The meat of the blog, with politicians at least, is speeches they have recently given in parliament and around and about. Tom Watson, the House's first blogger, includes every single article in which he gets a mention. Again, some basic logic could have been applied in the early stages; anyone interested in these offerings could refer to Hansard at any time, or visit the British Library (I suspect that said interested person crawled into the British Library and died some time ago, which is what that funny smell is).

Journalists and broadcasters, likewise, give us articles that we could have read in newspapers. I suppose, in some tiny universe, it's useful to have the collected works of Melanie Phillips or Peter Tatchell all in one place; probably two other journalists looking to do a profile on them and find a second-hand Le Creuset on eBay at the same time have thanked their lucky stars. But again, this anthologising should be undertaken by a third party. To do it yourself is like awarding yourself a lifetime achievement award, named after yourself, with yourself providing the prize money to yourself, sending out too many invites to the award ceremony and not providing any free champagne.

I think the best example of graphic self-love is provided by Jeanette Winterson. Writing about her attendance at the Hay-on-Wye festival, she launches a paragraph bitching about her busy life and poor hotel facilities with this sen-tence: "With Lighthousekeeping finally launched, I find myself with a sore throat and exhaustion." I always thought the whole point of novelists was that, if nothing else, they knew what words were for. The only person on God's earth who should have to listen to how tired you are is your spouse, and that's on the understanding that they've zoned out and are thinking about the garden.

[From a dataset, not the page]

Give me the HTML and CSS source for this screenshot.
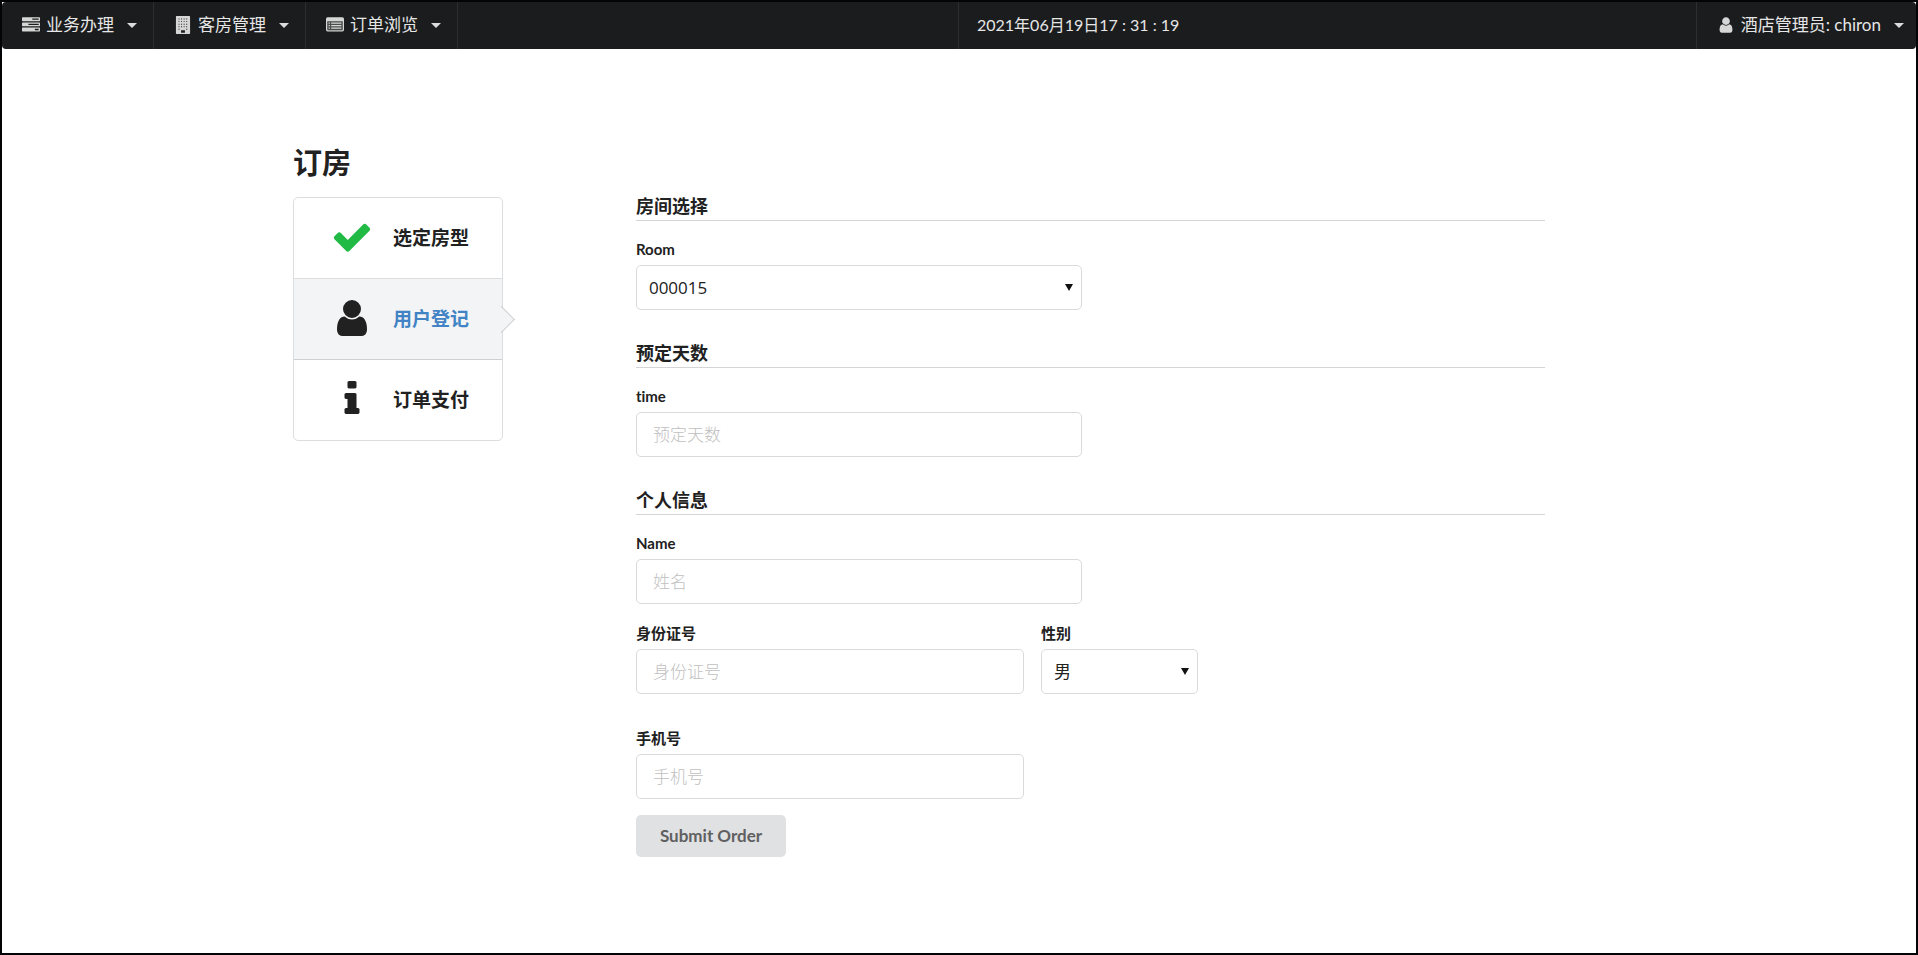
FILE: index.html
```html
<!DOCTYPE html>
<html lang="zh-CN">
<head>
<meta charset="utf-8">
<title>订房</title>
<link rel="stylesheet" href="styles.css">
</head>
<body class="page">
<nav class="menu">
  <div class="menu-left">
    <button class="menu-item" type="button">
      <svg class="menu-icon" viewBox="0 0 1792 1792" aria-hidden="true"><path fill-rule="evenodd" d="M64 128h1664q64 0 64 64v256q0 64-64 64H64q-64 0-64-64V192q0-64 64-64zM1024 256v128h640V256zM64 640h1664q64 0 64 64v256q0 64-64 64H64q-64 0-64-64V704q0-64 64-64zM640 768v128h1024V768zM64 1152h1664q64 0 64 64v256q0 64-64 64H64q-64 0-64-64v-256q0-64 64-64zM1280 1280v128h384v-128z"/></svg>
      <span>业务办理</span><span class="caret"></span>
    </button>
    <button class="menu-item" type="button">
      <svg class="menu-icon" viewBox="0 0 1792 1792" aria-hidden="true"><path fill-rule="evenodd" d="M256 0h1280q64 0 64 64v1664q0 64-64 64H256q-64 0-64-64V64q0-64 64-64zM448 256v96h96v-96zM704 256v96h96v-96zM960 256v96h96v-96zM1216 256v96h96v-96zM448 512v96h96v-96zM704 512v96h96v-96zM960 512v96h96v-96zM1216 512v96h96v-96zM448 768v96h96v-96zM704 768v96h96v-96zM960 768v96h96v-96zM1216 768v96h96v-96zM448 1024v96h96v-96zM704 1024v96h96v-96zM960 1024v96h96v-96zM1216 1024v96h96v-96zM448 1280v96h96v-96zM1216 1280v96h96v-96zM704 1408v256h384v-256z"/></svg>
      <span>客房管理</span><span class="caret"></span>
    </button>
    <button class="menu-item" type="button">
      <svg class="menu-icon" viewBox="0 0 1792 1792" aria-hidden="true"><path fill-rule="evenodd" d="M160 128h1472q160 0 160 160v1088q0 160-160 160H160Q0 1536 0 1376V288Q0 128 160 128zM128 512v832q0 64 64 64h1408q64 0 64-64V512z"/><path opacity=".25" d="M128 512h1536v896H128z"/><path d="M256 640h128v128H256zM512 640h1024v128H512zM256 896h128v128H256zM512 896h1024v128H512zM256 1152h128v128H256zM512 1152h1024v128H512z"/></svg>
      <span>订单浏览</span><span class="caret"></span>
    </button>
  </div>
  <time class="menu-time" datetime="2021-06-19T17:31:19">2021年06月19日17 : 31 : 19</time>
  <button class="menu-item menu-user" type="button">
    <svg class="menu-icon" viewBox="0 0 1792 1792" aria-hidden="true"><path d="M1536 1399q0 109-62.500 187t-150.500 78h-854q-88 0-150.500-78t-62.500-187q0-85 8.500-160.500t31.500-152 58.500-131 94-89 134.500-34.500q131 128 313 128t313-128q76 0 134.500 34.500t94 89 58.500 131 31.500 152 8.500 160.500zM1280 512q0 159-112.500 271.500t-271.500 112.500-271.500-112.500-112.500-271.500 112.500-271.500 271.500-112.500 271.500 112.500 112.500 271.500z"/></svg>
    <span>酒店管理员: chiron</span><span class="caret"></span>
  </button>
</nav>

<main class="content">
  <h1 class="title">订房</h1>
  <div class="columns">
    <ol class="steps">
      <li class="step">
        <svg class="step-icon step-done" viewBox="0 0 1792 1792" aria-hidden="true"><path d="M1671 566q0 40-28 68l-724 724-136 136q-28 28-68 28t-68-28l-136-136-362-362q-28-28-28-68t28-68l136-136q28-28 68-28t68 28l294 295 656-657q28-28 68-28t68 28l136 136q28 28 28 68z"/></svg>
        <span>选定房型</span>
      </li>
      <li class="step step-active" aria-current="step">
        <svg class="step-icon" viewBox="0 0 1792 1792" aria-hidden="true"><path d="M1536 1399q0 109-62.500 187t-150.500 78h-854q-88 0-150.500-78t-62.500-187q0-85 8.500-160.500t31.500-152 58.500-131 94-89 134.500-34.500q131 128 313 128t313-128q76 0 134.500 34.500t94 89 58.500 131 31.500 152 8.500 160.500zM1280 512q0 159-112.500 271.500t-271.500 112.500-271.500-112.500-112.500-271.500 112.500-271.500 271.500-112.500 271.500 112.500 112.500 271.500z"/></svg>
        <span class="step-title">用户登记</span>
      </li>
      <li class="step">
        <svg class="step-icon" viewBox="0 0 1792 1792" aria-hidden="true"><path d="M1216 1344v128q0 26-19 45t-45 19h-512q-26 0-45-19t-19-45v-128q0-26 19-45t45-19h64v-384h-64q-26 0-45-19t-19-45v-128q0-26 19-45t45-19h384q26 0 45 19t19 45v576h64q26 0 45 19t19 45zM1088 192v192q0 26-19 45t-45 19h-256q-26 0-45-19t-19-45v-192q0-26 19-45t45-19h256q26 0 45 19t19 45z"/></svg>
        <span>订单支付</span>
      </li>
    </ol>

    <form class="form">
      <section class="group">
        <h2 class="group-title">房间选择</h2>
        <div class="field field-half">
          <label class="label" for="room">Room</label>
          <select class="control select" id="room"><option>000015</option></select>
        </div>
      </section>
      <section class="group">
        <h2 class="group-title">预定天数</h2>
        <div class="field field-half">
          <label class="label" for="days">time</label>
          <input class="control" id="days" type="text" placeholder="预定天数">
        </div>
      </section>
      <section class="group">
        <h2 class="group-title">个人信息</h2>
        <div class="field field-half">
          <label class="label" for="name">Name</label>
          <input class="control" id="name" type="text" placeholder="姓名">
        </div>
        <div class="field-row">
          <div class="field field-wide">
            <label class="label" for="idcard">身份证号</label>
            <input class="control" id="idcard" type="text" placeholder="身份证号">
          </div>
          <div class="field field-narrow">
            <label class="label" for="gender">性别</label>
            <select class="control select" id="gender"><option>男</option><option>女</option></select>
          </div>
        </div>
      </section>
      <div class="group group-last">
        <div class="field field-wide">
          <label class="label" for="phone">手机号</label>
          <input class="control" id="phone" type="text" placeholder="手机号">
        </div>
      </div>
      <button class="submit" type="submit">Submit Order</button>
    </form>
  </div>
</main>
</body>
</html>
```

FILE: styles.css
```css
* {
  box-sizing: border-box;
}

.page {
  margin: 0;
  min-height: 100vh;
  border: 2px solid #030405;
  background: #fff;
  color: #212121;
  font-family: Lato, "Noto Sans CJK SC", sans-serif;
  font-size: 17px;
  font-variant-ligatures: none;
  line-height: 20px;
}

.menu {
  display: flex;
  height: 47px;
  border-radius: 4px;
  background: #1b1c1d;
  color: #e6e6e6;
}

.menu-left {
  display: flex;
  width: 50%;
  border-right: 1px solid #2d2e2f;
}

.menu-item {
  display: flex;
  align-items: center;
  padding: 0 16px 2px 20px;
  border: 0;
  border-right: 1px solid #2d2e2f;
  background: none;
  color: inherit;
  font: inherit;
  white-space: nowrap;
}

.menu-icon {
  width: 18px;
  height: 18px;
  margin-right: 6px;
  fill: #d6d6d6;
}

.caret {
  width: 10px;
  height: 5px;
  margin: 2px 0 0 13px;
  background: #dcdcdc;
  clip-path: polygon(0 0, 100% 0, 50% 100%);
}

.menu-time {
  padding: 0 18px;
  font-size: 16px;
  line-height: 46px;
}

.menu-user {
  margin-left: auto;
  padding-right: 12px;
  border-right: 0;
  border-left: 1px solid #2d2e2f;
}

.content {
  padding: 96px 19.4% 48px 15.2%;
}

.title {
  margin: 0 0 16px;
  font-size: 29px;
  line-height: 36px;
}

.columns {
  display: grid;
  grid-template-columns: 210px 1fr;
  gap: 133px;
  align-items: start;
}

.steps {
  margin: 0;
  padding: 0;
  border: 1px solid #dcddde;
  border-radius: 5px;
  list-style: none;
}

.step {
  position: relative;
  display: flex;
  align-items: center;
  gap: 20px;
  height: 81px;
  padding: 0 0 0 37px;
  border-bottom: 1px solid #dcddde;
  font-size: 19px;
  font-weight: 700;
}

.step:last-child {
  height: 80px;
  border-bottom: 0;
}

.step-active {
  border-bottom-color: #cfd0d1;
  background: #f3f4f5;
}

.step-active::after {
  content: "";
  position: absolute;
  top: 31px;
  right: -9px;
  width: 18px;
  height: 18px;
  border: solid #cfd0d1;
  border-width: 1px 1px 0 0;
  background: linear-gradient(45deg, transparent 50%, #f3f4f5 50%);
  transform: rotate(45deg);
}

.step-title {
  color: #4183c4;
}

.step-icon {
  width: 42px;
  height: 42px;
  margin-bottom: 2px;
  fill: #212121;
}

.step-done {
  fill: #21ba45;
}

.group {
  margin-bottom: 34px;
}

.group-last {
  margin-bottom: 16px;
}

.group-title {
  margin: 0 0 18px;
  padding-bottom: 5px;
  border-bottom: 1px solid #d4d5d6;
  font-size: 18px;
  line-height: 18px;
}

.field-row {
  display: flex;
  gap: 17px;
  margin-top: 19px;
}

.field-half {
  width: 49.1%;
}

.field-wide {
  width: 42.7%;
}

.field-narrow {
  width: 17.3%;
}

.label {
  display: block;
  margin-bottom: 6px;
  font-size: 15px;
  font-weight: 700;
}

.control {
  display: block;
  width: 100%;
  height: 45px;
  padding: 0 16px;
  border: 1px solid #d9dadb;
  border-radius: 5px;
  background: #fff;
  color: #212121;
  font: inherit;
}

.control::placeholder {
  color: #bfbfbf;
  font-weight: 300;
  opacity: 1;
}

.select {
  padding: 0 12px;
  appearance: none;
  background: #fff url("data:image/svg+xml,%3Csvg xmlns='http://www.w3.org/2000/svg' width='8' height='7'%3E%3Cpath d='M0 0h8L4 7z' fill='%23111'/%3E%3C/svg%3E") no-repeat right 8px center;
  font-family: "Open Sans", "Noto Sans CJK SC", sans-serif;
}

.submit {
  display: block;
  height: 42px;
  padding: 0 24px;
  border: 0;
  border-radius: 5px;
  background: #e0e1e2;
  color: #5f6061;
  font: inherit;
  font-weight: 700;
}
```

A runner-up in the business of ego is an inconsequential Blairite named Paul Richards, who has the brass neck to call his site "The Thinker". The blog has been suspended; I think something bad might have happened to him and I'll wind up feeling guilty about this tirade. But sod it. And Joan Collins demonstrates some bottomless self-love in joancollins.net; her politics have the joyful, playground idiocy of an Enid Blyton romp. I am actually rather glad she exists.

It's all vanity publishing, but with the added vanity of not realising that's what it is, since it's not printed on paper. Let's call it vanity-vanity publishing, or meta-vanity publishing. Or please, please stop it.